All gods and giants are spirits.
All gods are giants.
Some giants are gods.
Got it? Good. Now this sets up an interesting concept when we consider gods and giants as ancestors. Everyone likes origins stories, likes to have a sense of where we came from. This is a good thing, but they should not be taken literally. Much of what follows is my intepretation, so please keep that in mind. As such, Fire and Ice are our most distant known ancestors, because all things we know of started here. Non-human ancestors to be specific. I like to use the categories of non-human, near-human and human ancestors. Just makes thing easier. All gods and giants are non-human ancestors. They may live, die and breed, but they are not human. So from Fire and Ice comes Ymir, and by extension Audhumla and Buri. From these three come every being and creature known in the literature.
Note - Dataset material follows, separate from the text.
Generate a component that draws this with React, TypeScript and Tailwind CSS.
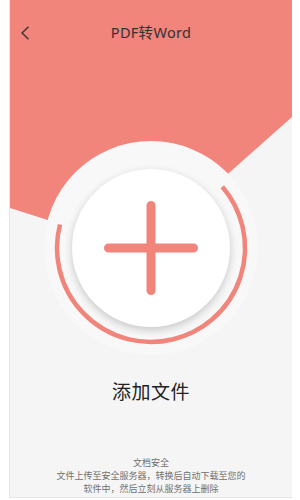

Ymir’s three kids with Audhumla (because he loved her tits) are Mimer, Bestla and Thrudgelmir. Of course, depending on interpretation. Some scholars theorize Mimer and Bestla are siblings. In the Poetic Edda Bestla is the daughter , or even granddaughter of a giant named Bolthorn, not Ymir. Either way, take it or leave it. God and giant genealogy is complicated enough. I’m going with the three of them as Ymir’s kids, for simplicity’s sake.
As was mentioned above, I think of Mimer as the God-Father of dwarven kind. At first came the family of dwarf-gods, which includes Ivuldi and Sindri. (known as Durin and Dwalin to the dwarves. Their language is difference than ours, so are their names for things.) From Thrudgelmir comes Bergelmir, and from him all giants after the death of Ymir, which floods the world and kills most everything.
From Bestla and Bor come Odin and his two brothers, Vile and Ve, or Honer and Loki. This is one of those cases I think the two are one and the same. Most gods I will treat as individuals, but I think Honer and Loki are Vili and Ve. Odin had 99 names, why can’t his brothers?
As the general course of the myth, from these three comes all the peoples of the Norse men. I would say that Ash and Embla are their children, their human children, in some way. The men worship their “divine ancestors” as gods, and rightly so. The older of the non-human spirits are the gods, and later their mortal descendants which are the humans. In this way, the gods can be considered as a another type of ancestor.
That is another reason why ancestor worship is so central to what I do. Genealogy and ancestor work, lead me step by step, back through time to my mortal ancestors, and then to their gods. The gods of the North.